New museum celebrating the architectural and cultural heritage of Saudi Arabia, featuring a facade with a curved shading screen of metal fins to protect the building and its occupants from the harsh desert climate.
The historic walled city of Diriyah sits on the outskirts of Riyadh. Featuring multiple areas of archaeological significance, including a UNESCO World Heritage Site, it has been chosen as the location for Saudi Arabia’s Urban Heritage Centre. The new 8000 square-metre museum contains exhibits and education spaces celebrating the country’s architectural and cultural heritage, and establishes a scientific research centre for Diriyah’s significant archaeological sites.

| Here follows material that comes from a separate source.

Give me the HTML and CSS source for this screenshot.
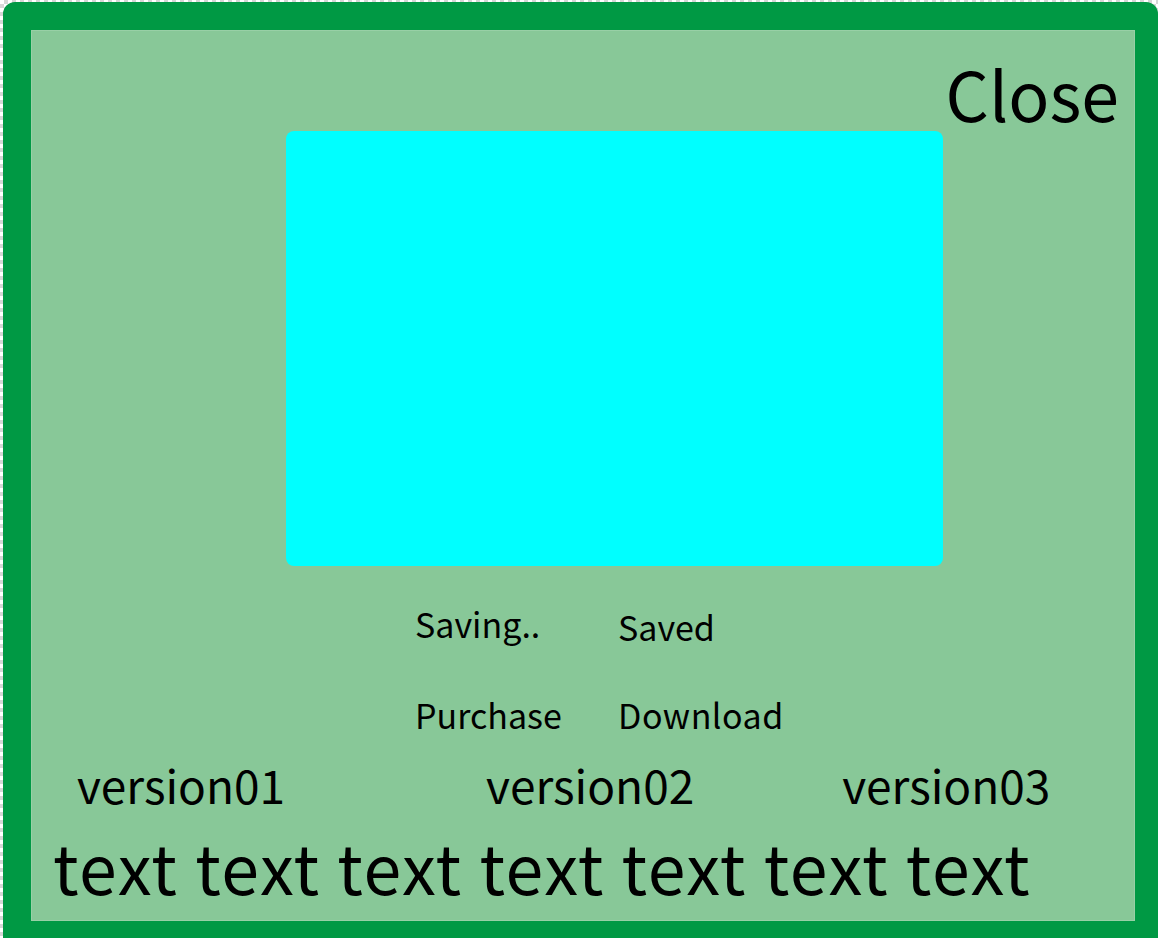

The region’s desert climate has necessitated a facade strategy that can cope with extreme temperatures. Eckersley O’Callaghan has developed a glazed design, over-clad with an external shading screen of curved and twisted metal fins that give the building its distinctive sinuous form, while protecting the interior from the sun.
The external shading screen is a complex facade system, composed of free form metal cladding elements and secondary steel structure acting together to achieve great spans and cantilevers.
We have carried out detailed environmental analysis to optimise the fin arrangement in both minimising solar gain and ensuring comfortable interior light levels, while also maximising views out to the museum’s spectacular surroundings.
The twisting form of the fins has required extensive geometric rationalisation to achieve buildability, and extremely complex structural analysis so that the fins can attain the slender profiles intended by the architect while maintaining structural stability.